▶ [THE TASK] Retype all material exactly. Pictures stay out of the copy.
#### DATA SHOWN
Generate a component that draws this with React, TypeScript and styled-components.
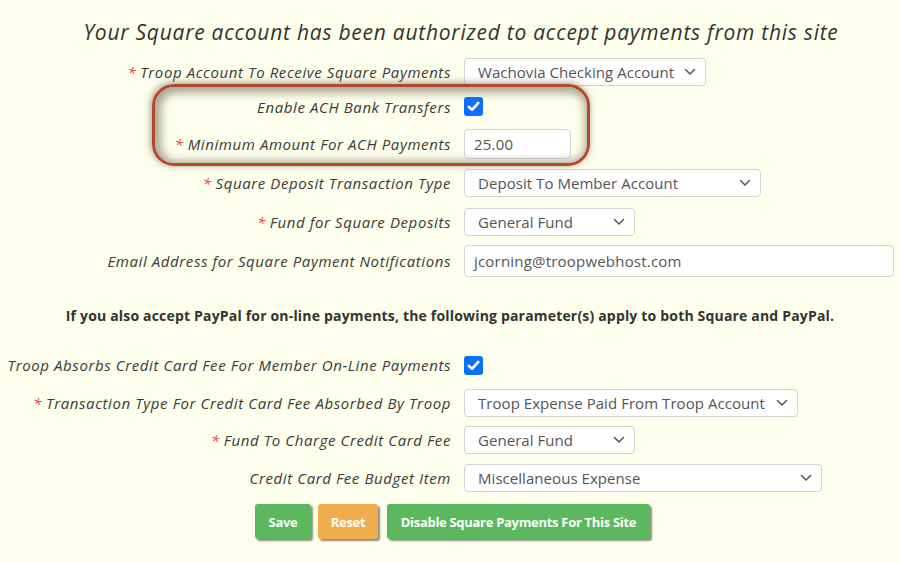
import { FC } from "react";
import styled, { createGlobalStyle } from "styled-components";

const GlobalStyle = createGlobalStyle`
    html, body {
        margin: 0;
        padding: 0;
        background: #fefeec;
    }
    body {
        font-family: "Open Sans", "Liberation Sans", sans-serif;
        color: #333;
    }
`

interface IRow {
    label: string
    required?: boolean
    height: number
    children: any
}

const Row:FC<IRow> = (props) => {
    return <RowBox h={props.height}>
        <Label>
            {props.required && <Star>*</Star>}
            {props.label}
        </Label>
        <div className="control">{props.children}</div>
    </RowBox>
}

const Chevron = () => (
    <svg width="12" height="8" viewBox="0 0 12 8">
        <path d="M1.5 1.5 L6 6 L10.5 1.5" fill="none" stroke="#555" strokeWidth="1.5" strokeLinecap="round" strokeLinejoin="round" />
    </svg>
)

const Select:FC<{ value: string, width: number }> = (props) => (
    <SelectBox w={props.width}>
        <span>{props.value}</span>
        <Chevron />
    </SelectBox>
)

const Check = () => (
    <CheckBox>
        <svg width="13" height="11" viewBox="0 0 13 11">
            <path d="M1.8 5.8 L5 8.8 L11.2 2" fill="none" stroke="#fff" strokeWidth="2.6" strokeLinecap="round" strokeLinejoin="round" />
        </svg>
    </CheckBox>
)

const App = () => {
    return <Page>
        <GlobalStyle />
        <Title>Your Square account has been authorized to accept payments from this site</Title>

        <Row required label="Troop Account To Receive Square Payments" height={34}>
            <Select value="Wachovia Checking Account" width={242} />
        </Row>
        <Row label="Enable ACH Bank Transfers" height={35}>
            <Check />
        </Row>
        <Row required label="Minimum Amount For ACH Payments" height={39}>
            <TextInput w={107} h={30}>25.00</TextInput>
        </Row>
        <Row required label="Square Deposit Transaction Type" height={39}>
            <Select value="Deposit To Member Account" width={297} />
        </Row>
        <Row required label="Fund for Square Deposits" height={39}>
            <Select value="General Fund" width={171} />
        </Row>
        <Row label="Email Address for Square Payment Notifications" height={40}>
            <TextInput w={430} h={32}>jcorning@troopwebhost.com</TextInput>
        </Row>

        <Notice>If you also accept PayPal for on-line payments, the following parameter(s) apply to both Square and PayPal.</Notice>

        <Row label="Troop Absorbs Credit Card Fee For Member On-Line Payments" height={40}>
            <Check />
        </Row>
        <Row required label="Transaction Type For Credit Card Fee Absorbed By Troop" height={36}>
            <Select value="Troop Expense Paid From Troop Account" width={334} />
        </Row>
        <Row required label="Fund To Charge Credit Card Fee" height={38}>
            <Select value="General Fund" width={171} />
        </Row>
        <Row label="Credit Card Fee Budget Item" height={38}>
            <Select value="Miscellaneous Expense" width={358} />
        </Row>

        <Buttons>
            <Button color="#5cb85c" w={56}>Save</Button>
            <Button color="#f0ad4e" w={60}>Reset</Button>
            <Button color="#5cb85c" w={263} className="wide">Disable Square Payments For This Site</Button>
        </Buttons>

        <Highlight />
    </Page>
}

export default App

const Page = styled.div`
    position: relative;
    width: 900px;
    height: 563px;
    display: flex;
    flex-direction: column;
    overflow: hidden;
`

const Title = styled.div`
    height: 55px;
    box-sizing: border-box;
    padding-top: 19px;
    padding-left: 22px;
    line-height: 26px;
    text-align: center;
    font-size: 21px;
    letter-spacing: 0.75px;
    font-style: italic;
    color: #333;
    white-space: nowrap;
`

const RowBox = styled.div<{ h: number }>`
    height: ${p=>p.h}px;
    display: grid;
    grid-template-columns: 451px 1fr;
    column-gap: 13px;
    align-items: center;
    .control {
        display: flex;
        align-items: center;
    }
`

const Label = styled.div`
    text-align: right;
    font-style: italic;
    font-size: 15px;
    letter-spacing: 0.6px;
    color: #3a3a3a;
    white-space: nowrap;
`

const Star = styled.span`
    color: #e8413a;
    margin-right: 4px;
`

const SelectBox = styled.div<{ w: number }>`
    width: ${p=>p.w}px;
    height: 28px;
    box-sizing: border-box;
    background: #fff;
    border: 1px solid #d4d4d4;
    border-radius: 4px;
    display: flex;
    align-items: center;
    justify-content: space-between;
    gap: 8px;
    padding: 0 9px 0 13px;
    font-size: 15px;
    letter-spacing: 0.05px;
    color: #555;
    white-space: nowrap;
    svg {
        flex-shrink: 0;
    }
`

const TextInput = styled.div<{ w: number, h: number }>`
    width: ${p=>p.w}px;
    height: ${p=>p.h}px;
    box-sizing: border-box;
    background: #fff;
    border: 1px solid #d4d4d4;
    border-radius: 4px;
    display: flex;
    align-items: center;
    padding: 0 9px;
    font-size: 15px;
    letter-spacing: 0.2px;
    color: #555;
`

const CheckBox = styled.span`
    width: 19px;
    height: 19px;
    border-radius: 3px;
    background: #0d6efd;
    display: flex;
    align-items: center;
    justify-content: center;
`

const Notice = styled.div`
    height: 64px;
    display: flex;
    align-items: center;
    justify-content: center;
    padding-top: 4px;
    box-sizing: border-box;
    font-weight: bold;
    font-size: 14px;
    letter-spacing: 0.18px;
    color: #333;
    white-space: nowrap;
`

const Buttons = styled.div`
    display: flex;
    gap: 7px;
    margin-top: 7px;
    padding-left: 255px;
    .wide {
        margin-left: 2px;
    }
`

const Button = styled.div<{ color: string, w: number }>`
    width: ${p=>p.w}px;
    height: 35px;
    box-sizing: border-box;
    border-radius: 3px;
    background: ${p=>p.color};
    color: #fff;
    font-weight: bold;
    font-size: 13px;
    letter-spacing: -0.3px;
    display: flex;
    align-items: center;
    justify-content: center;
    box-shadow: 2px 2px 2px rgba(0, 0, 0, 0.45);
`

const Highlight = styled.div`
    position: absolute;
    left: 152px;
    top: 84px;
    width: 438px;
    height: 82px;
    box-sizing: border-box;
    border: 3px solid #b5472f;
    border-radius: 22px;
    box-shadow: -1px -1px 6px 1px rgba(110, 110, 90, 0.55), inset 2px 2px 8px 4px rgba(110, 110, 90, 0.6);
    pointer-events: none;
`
########
▶ [COMPLETED TASK]
Generate a component that draws this with React, TypeScript and styled-components.
import { FC } from "react";
import styled, { createGlobalStyle } from "styled-components";

const GlobalStyle = createGlobalStyle`
    html, body {
        margin: 0;
        padding: 0;
        background: #fefeec;
    }
    body {
        font-family: "Open Sans", "Liberation Sans", sans-serif;
        color: #333;
    }
`

interface IRow {
    label: string
    required?: boolean
    height: number
    children: any
}

const Row:FC<IRow> = (props) => {
    return <RowBox h={props.height}>
        <Label>
            {props.required && <Star>*</Star>}
            {props.label}
        </Label>
        <div className="control">{props.children}</div>
    </RowBox>
}

const Chevron = () => (
    <svg width="12" height="8" viewBox="0 0 12 8">
        <path d="M1.5 1.5 L6 6 L10.5 1.5" fill="none" stroke="#555" strokeWidth="1.5" strokeLinecap="round" strokeLinejoin="round" />
    </svg>
)

const Select:FC<{ value: string, width: number }> = (props) => (
    <SelectBox w={props.width}>
        <span>{props.value}</span>
        <Chevron />
    </SelectBox>
)

const Check = () => (
    <CheckBox>
        <svg width="13" height="11" viewBox="0 0 13 11">
            <path d="M1.8 5.8 L5 8.8 L11.2 2" fill="none" stroke="#fff" strokeWidth="2.6" strokeLinecap="round" strokeLinejoin="round" />
        </svg>
    </CheckBox>
)

const App = () => {
    return <Page>
        <GlobalStyle />
        <Title>Your Square account has been authorized to accept payments from this site</Title>

        <Row required label="Troop Account To Receive Square Payments" height={34}>
            <Select value="Wachovia Checking Account" width={242} />
        </Row>
        <Row label="Enable ACH Bank Transfers" height={35}>
            <Check />
        </Row>
        <Row required label="Minimum Amount For ACH Payments" height={39}>
            <TextInput w={107} h={30}>25.00</TextInput>
        </Row>
        <Row required label="Square Deposit Transaction Type" height={39}>
            <Select value="Deposit To Member Account" width={297} />
        </Row>
        <Row required label="Fund for Square Deposits" height={39}>
            <Select value="General Fund" width={171} />
        </Row>
        <Row label="Email Address for Square Payment Notifications" height={40}>
            <TextInput w={430} h={32}>jcorning@troopwebhost.com</TextInput>
        </Row>

        <Notice>If you also accept PayPal for on-line payments, the following parameter(s) apply to both Square and PayPal.</Notice>

        <Row label="Troop Absorbs Credit Card Fee For Member On-Line Payments" height={40}>
            <Check />
        </Row>
        <Row required label="Transaction Type For Credit Card Fee Absorbed By Troop" height={36}>
            <Select value="Troop Expense Paid From Troop Account" width={334} />
        </Row>
        <Row required label="Fund To Charge Credit Card Fee" height={38}>
            <Select value="General Fund" width={171} />
        </Row>
        <Row label="Credit Card Fee Budget Item" height={38}>
            <Select value="Miscellaneous Expense" width={358} />
        </Row>

        <Buttons>
            <Button color="#5cb85c" w={56}>Save</Button>
            <Button color="#f0ad4e" w={60}>Reset</Button>
            <Button color="#5cb85c" w={263} className="wide">Disable Square Payments For This Site</Button>
        </Buttons>

        <Highlight />
    </Page>
}

export default App

const Page = styled.div`
    position: relative;
    width: 900px;
    height: 563px;
    display: flex;
    flex-direction: column;
    overflow: hidden;
`

const Title = styled.div`
    height: 55px;
    box-sizing: border-box;
    padding-top: 19px;
    padding-left: 22px;
    line-height: 26px;
    text-align: center;
    font-size: 21px;
    letter-spacing: 0.75px;
    font-style: italic;
    color: #333;
    white-space: nowrap;
`

const RowBox = styled.div<{ h: number }>`
    height: ${p=>p.h}px;
    display: grid;
    grid-template-columns: 451px 1fr;
    column-gap: 13px;
    align-items: center;
    .control {
        display: flex;
        align-items: center;
    }
`

const Label = styled.div`
    text-align: right;
    font-style: italic;
    font-size: 15px;
    letter-spacing: 0.6px;
    color: #3a3a3a;
    white-space: nowrap;
`

const Star = styled.span`
    color: #e8413a;
    margin-right: 4px;
`

const SelectBox = styled.div<{ w: number }>`
    width: ${p=>p.w}px;
    height: 28px;
    box-sizing: border-box;
    background: #fff;
    border: 1px solid #d4d4d4;
    border-radius: 4px;
    display: flex;
    align-items: center;
    justify-content: space-between;
    gap: 8px;
    padding: 0 9px 0 13px;
    font-size: 15px;
    letter-spacing: 0.05px;
    color: #555;
    white-space: nowrap;
    svg {
        flex-shrink: 0;
    }
`

const TextInput = styled.div<{ w: number, h: number }>`
    width: ${p=>p.w}px;
    height: ${p=>p.h}px;
    box-sizing: border-box;
    background: #fff;
    border: 1px solid #d4d4d4;
    border-radius: 4px;
    display: flex;
    align-items: center;
    padding: 0 9px;
    font-size: 15px;
    letter-spacing: 0.2px;
    color: #555;
`

const CheckBox = styled.span`
    width: 19px;
    height: 19px;
    border-radius: 3px;
    background: #0d6efd;
    display: flex;
    align-items: center;
    justify-content: center;
`

const Notice = styled.div`
    height: 64px;
    display: flex;
    align-items: center;
    justify-content: center;
    padding-top: 4px;
    box-sizing: border-box;
    font-weight: bold;
    font-size: 14px;
    letter-spacing: 0.18px;
    color: #333;
    white-space: nowrap;
`

const Buttons = styled.div`
    display: flex;
    gap: 7px;
    margin-top: 7px;
    padding-left: 255px;
    .wide {
        margin-left: 2px;
    }
`

const Button = styled.div<{ color: string, w: number }>`
    width: ${p=>p.w}px;
    height: 35px;
    box-sizing: border-box;
    border-radius: 3px;
    background: ${p=>p.color};
    color: #fff;
    font-weight: bold;
    font-size: 13px;
    letter-spacing: -0.3px;
    display: flex;
    align-items: center;
    justify-content: center;
    box-shadow: 2px 2px 2px rgba(0, 0, 0, 0.45);
`

const Highlight = styled.div`
    position: absolute;
    left: 152px;
    top: 84px;
    width: 438px;
    height: 82px;
    box-sizing: border-box;
    border: 3px solid #b5472f;
    border-radius: 22px;
    box-shadow: -1px -1px 6px 1px rgba(110, 110, 90, 0.55), inset 2px 2px 8px 4px rgba(110, 110, 90, 0.6);
    pointer-events: none;
`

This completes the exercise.